● Task description
With the pictures left out, copy the listing below exactly.

● Data block
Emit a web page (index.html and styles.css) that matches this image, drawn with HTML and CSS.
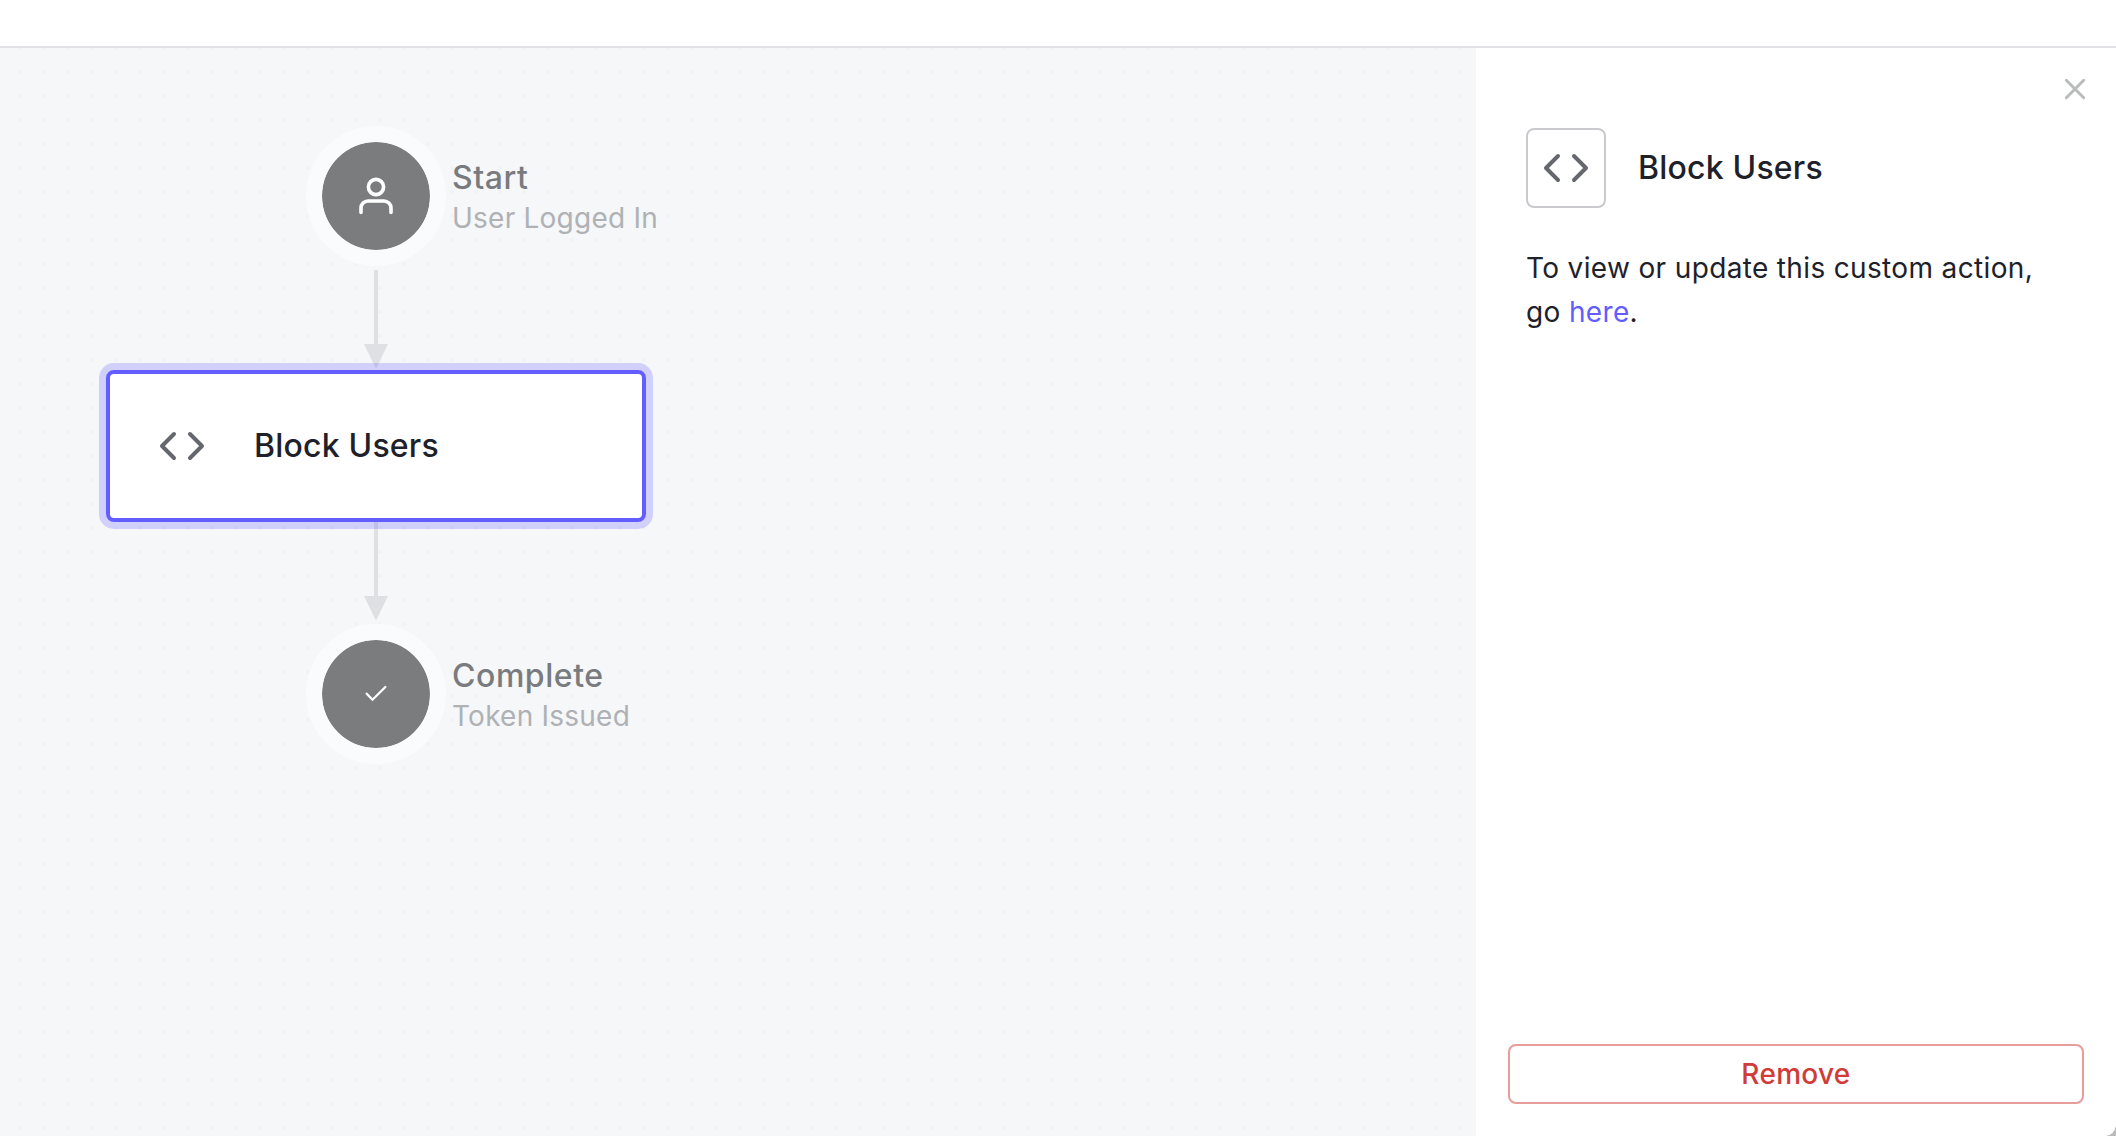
FILE: index.html
```html
<!DOCTYPE html>
<html lang="en">
<head>
<meta charset="utf-8">
<title>Login Flow</title>
<link rel="stylesheet" href="styles.css">
</head>
<body>
<div class="app">
  <header class="topbar"></header>
  <main class="workspace">
    <section class="canvas">
      <div class="flow">
        <div class="endpoint">
          <div class="disc">
            <svg class="disc-icon" viewBox="0 0 48 48">
              <circle cx="24" cy="15" r="7.6" stroke-width="3.6"/>
              <path d="M9 40.5V36a7 7 0 0 1 7-7h16a7 7 0 0 1 7 7v4.5" stroke-width="3.6"/>
            </svg>
          </div>
          <div class="label">
            <div class="label-title">Start</div>
            <div class="label-sub">User Logged In</div>
          </div>
        </div>
        <svg class="connector connector-first" viewBox="0 0 24 98"><path d="M10 0h4v74h10L12.6 97.4q-.6 1-1.2 0L0 74h10z"/></svg>
        <div class="action">
          <svg class="code-icon" viewBox="0 0 24 24"><path d="M16 18l6-6-6-6M8 6l-6 6 6 6"/></svg>
          <span class="action-name">Block Users</span>
        </div>
        <svg class="connector" viewBox="0 0 24 98"><path d="M10 0h4v74h10L12.6 97.4q-.6 1-1.2 0L0 74h10z"/></svg>
        <div class="endpoint endpoint-last">
          <div class="disc">
            <svg class="disc-icon" viewBox="0 0 48 48"><path d="M14.7 23.7l5.8 6L33.4 17" stroke-width="2.3"/></svg>
          </div>
          <div class="label">
            <div class="label-title">Complete</div>
            <div class="label-sub">Token Issued</div>
          </div>
        </div>
      </div>
    </section>
    <aside class="panel">
      <button class="close" aria-label="Close"><svg viewBox="0 0 22 22"><path d="M2.3 2.3l17.4 17.4M19.7 2.3L2.3 19.7"/></svg></button>
      <div class="panel-head">
        <div class="icon-box"><svg class="code-icon" viewBox="0 0 24 24"><path d="M16 18l6-6-6-6M8 6l-6 6 6 6"/></svg></div>
        <h2 class="panel-title">Block Users</h2>
      </div>
      <p class="panel-text">To view or update this custom action, go <a class="link">here</a>.</p>
      <button class="remove">Remove</button>
    </aside>
  </main>
  <svg class="corner" viewBox="0 0 10 10"><path d="M10 0v10H0Q8 9 10 0z"/></svg>
</div>
</body>
</html>
```
FILE: styles.css
```css
* { box-sizing: border-box; }

body {
  margin: 0;
  font-family: Inter, "Liberation Sans", sans-serif;
  color: #1e212a;
  background: #fff;
}

.app {
  position: relative;
  display: flex;
  flex-direction: column;
  height: 1136px;
  overflow: hidden;
}

.topbar {
  height: 48px;
  border-bottom: 2px solid #e1e2e5;
}

.workspace {
  display: flex;
  flex: 1;
}

.canvas {
  flex: 1;
  padding: 78px 0 0 106px;
  background: #f5f7f9 radial-gradient(circle at 12px 12px, #f1f3f5 2px, transparent 2.6px) 8px 12px / 24px 24px;
}

.flow {
  display: flex;
  flex-direction: column;
  align-items: center;
  width: 540px;
}

.endpoint { position: relative; }
.endpoint-last { margin-top: 4px; }

.disc {
  display: flex;
  align-items: center;
  justify-content: center;
  width: 140px;
  height: 140px;
  border: 16px solid #fafbfd;
  border-radius: 50%;
  background: #7b7c7e;
  background-clip: padding-box;
}

.disc-icon {
  width: 48px;
  height: 48px;
  fill: none;
  stroke: #fff;
  stroke-linecap: round;
}

.label {
  position: absolute;
  left: 146px;
  top: 32px;
  white-space: nowrap;
}

.label-title {
  font-size: 32px;
  line-height: 40px;
  font-weight: 500;
  letter-spacing: 0.55px;
  color: #7a7b7e;
}

.label-sub {
  font-size: 28px;
  line-height: 40px;
  letter-spacing: 0.23px;
  color: #afb1b5;
}

.connector {
  display: block;
  width: 24px;
  height: 98px;
  fill: #dfe0e3;
}
.connector-first { margin: 4px 0 2px; }

.action {
  position: relative;
  display: flex;
  align-items: center;
  gap: 48px;
  width: 540px;
  height: 152px;
  padding-left: 48px;
  border: 4px solid #635dff;
  border-radius: 8px;
  background: #fff;
  box-shadow: 0 0 0 7px rgba(99, 93, 255, 0.25);
}

.action-name,
.panel-title {
  margin: 0;
  font-size: 32px;
  line-height: 48px;
  font-weight: 500;
  letter-spacing: 0.2px;
}

.code-icon {
  width: 48px;
  height: 48px;
  fill: none;
  stroke: #65676e;
  stroke-width: 2;
  stroke-linecap: round;
  stroke-linejoin: round;
}

.panel {
  display: flex;
  flex-direction: column;
  width: 640px;
  padding: 30px 32px 32px;
  background: #fff;
}

.close {
  align-self: flex-end;
  width: 22px;
  height: 22px;
  margin-right: -2px;
  padding: 0;
  border: 0;
  background: none;
}

.close svg {
  display: block;
  width: 22px;
  height: 22px;
  fill: none;
  stroke: #b9babb;
  stroke-width: 2.9;
  stroke-linecap: round;
}

.panel-head {
  display: flex;
  align-items: center;
  gap: 32px;
  margin: 28px 18px 0;
}

.icon-box {
  display: flex;
  align-items: center;
  justify-content: center;
  width: 80px;
  height: 80px;
  border: 2px solid #c9cace;
  border-radius: 8px;
}

.panel-text {
  margin: 38px 18px 0;
  font-size: 28px;
  line-height: 44px;
  letter-spacing: 0.35px;
}

.link { color: #635dff; }

.remove {
  height: 60px;
  margin-top: auto;
  border: 2px solid #e89c9c;
  border-radius: 8px;
  background: #fff;
  font: 500 28px/40px Inter, "Liberation Sans", sans-serif;
  letter-spacing: 0.3px;
  color: #d03c38;
}

.corner {
  position: absolute;
  right: 0;
  bottom: 0;
  width: 10px;
  height: 10px;
  fill: #b9b9b9;
}
```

● Final answer
Emit a web page (index.html and styles.css) that matches this image, drawn with HTML and CSS.
FILE: index.html
```html
<!DOCTYPE html>
<html lang="en">
<head>
<meta charset="utf-8">
<title>Login Flow</title>
<link rel="stylesheet" href="styles.css">
</head>
<body>
<div class="app">
  <header class="topbar"></header>
  <main class="workspace">
    <section class="canvas">
      <div class="flow">
        <div class="endpoint">
          <div class="disc">
            <svg class="disc-icon" viewBox="0 0 48 48">
              <circle cx="24" cy="15" r="7.6" stroke-width="3.6"/>
              <path d="M9 40.5V36a7 7 0 0 1 7-7h16a7 7 0 0 1 7 7v4.5" stroke-width="3.6"/>
            </svg>
          </div>
          <div class="label">
            <div class="label-title">Start</div>
            <div class="label-sub">User Logged In</div>
          </div>
        </div>
        <svg class="connector connector-first" viewBox="0 0 24 98"><path d="M10 0h4v74h10L12.6 97.4q-.6 1-1.2 0L0 74h10z"/></svg>
        <div class="action">
          <svg class="code-icon" viewBox="0 0 24 24"><path d="M16 18l6-6-6-6M8 6l-6 6 6 6"/></svg>
          <span class="action-name">Block Users</span>
        </div>
        <svg class="connector" viewBox="0 0 24 98"><path d="M10 0h4v74h10L12.6 97.4q-.6 1-1.2 0L0 74h10z"/></svg>
        <div class="endpoint endpoint-last">
          <div class="disc">
            <svg class="disc-icon" viewBox="0 0 48 48"><path d="M14.7 23.7l5.8 6L33.4 17" stroke-width="2.3"/></svg>
          </div>
          <div class="label">
            <div class="label-title">Complete</div>
            <div class="label-sub">Token Issued</div>
          </div>
        </div>
      </div>
    </section>
    <aside class="panel">
      <button class="close" aria-label="Close"><svg viewBox="0 0 22 22"><path d="M2.3 2.3l17.4 17.4M19.7 2.3L2.3 19.7"/></svg></button>
      <div class="panel-head">
        <div class="icon-box"><svg class="code-icon" viewBox="0 0 24 24"><path d="M16 18l6-6-6-6M8 6l-6 6 6 6"/></svg></div>
        <h2 class="panel-title">Block Users</h2>
      </div>
      <p class="panel-text">To view or update this custom action, go <a class="link">here</a>.</p>
      <button class="remove">Remove</button>
    </aside>
  </main>
  <svg class="corner" viewBox="0 0 10 10"><path d="M10 0v10H0Q8 9 10 0z"/></svg>
</div>
</body>
</html>
```
FILE: styles.css
```css
* { box-sizing: border-box; }

body {
  margin: 0;
  font-family: Inter, "Liberation Sans", sans-serif;
  color: #1e212a;
  background: #fff;
}

.app {
  position: relative;
  display: flex;
  flex-direction: column;
  height: 1136px;
  overflow: hidden;
}

.topbar {
  height: 48px;
  border-bottom: 2px solid #e1e2e5;
}

.workspace {
  display: flex;
  flex: 1;
}

.canvas {
  flex: 1;
  padding: 78px 0 0 106px;
  background: #f5f7f9 radial-gradient(circle at 12px 12px, #f1f3f5 2px, transparent 2.6px) 8px 12px / 24px 24px;
}

.flow {
  display: flex;
  flex-direction: column;
  align-items: center;
  width: 540px;
}

.endpoint { position: relative; }
.endpoint-last { margin-top: 4px; }

.disc {
  display: flex;
  align-items: center;
  justify-content: center;
  width: 140px;
  height: 140px;
  border: 16px solid #fafbfd;
  border-radius: 50%;
  background: #7b7c7e;
  background-clip: padding-box;
}

.disc-icon {
  width: 48px;
  height: 48px;
  fill: none;
  stroke: #fff;
  stroke-linecap: round;
}

.label {
  position: absolute;
  left: 146px;
  top: 32px;
  white-space: nowrap;
}

.label-title {
  font-size: 32px;
  line-height: 40px;
  font-weight: 500;
  letter-spacing: 0.55px;
  color: #7a7b7e;
}

.label-sub {
  font-size: 28px;
  line-height: 40px;
  letter-spacing: 0.23px;
  color: #afb1b5;
}

.connector {
  display: block;
  width: 24px;
  height: 98px;
  fill: #dfe0e3;
}
.connector-first { margin: 4px 0 2px; }

.action {
  position: relative;
  display: flex;
  align-items: center;
  gap: 48px;
  width: 540px;
  height: 152px;
  padding-left: 48px;
  border: 4px solid #635dff;
  border-radius: 8px;
  background: #fff;
  box-shadow: 0 0 0 7px rgba(99, 93, 255, 0.25);
}

.action-name,
.panel-title {
  margin: 0;
  font-size: 32px;
  line-height: 48px;
  font-weight: 500;
  letter-spacing: 0.2px;
}

.code-icon {
  width: 48px;
  height: 48px;
  fill: none;
  stroke: #65676e;
  stroke-width: 2;
  stroke-linecap: round;
  stroke-linejoin: round;
}

.panel {
  display: flex;
  flex-direction: column;
  width: 640px;
  padding: 30px 32px 32px;
  background: #fff;
}

.close {
  align-self: flex-end;
  width: 22px;
  height: 22px;
  margin-right: -2px;
  padding: 0;
  border: 0;
  background: none;
}

.close svg {
  display: block;
  width: 22px;
  height: 22px;
  fill: none;
  stroke: #b9babb;
  stroke-width: 2.9;
  stroke-linecap: round;
}

.panel-head {
  display: flex;
  align-items: center;
  gap: 32px;
  margin: 28px 18px 0;
}

.icon-box {
  display: flex;
  align-items: center;
  justify-content: center;
  width: 80px;
  height: 80px;
  border: 2px solid #c9cace;
  border-radius: 8px;
}

.panel-text {
  margin: 38px 18px 0;
  font-size: 28px;
  line-height: 44px;
  letter-spacing: 0.35px;
}

.link { color: #635dff; }

.remove {
  height: 60px;
  margin-top: auto;
  border: 2px solid #e89c9c;
  border-radius: 8px;
  background: #fff;
  font: 500 28px/40px Inter, "Liberation Sans", sans-serif;
  letter-spacing: 0.3px;
  color: #d03c38;
}

.corner {
  position: absolute;
  right: 0;
  bottom: 0;
  width: 10px;
  height: 10px;
  fill: #b9b9b9;
}
```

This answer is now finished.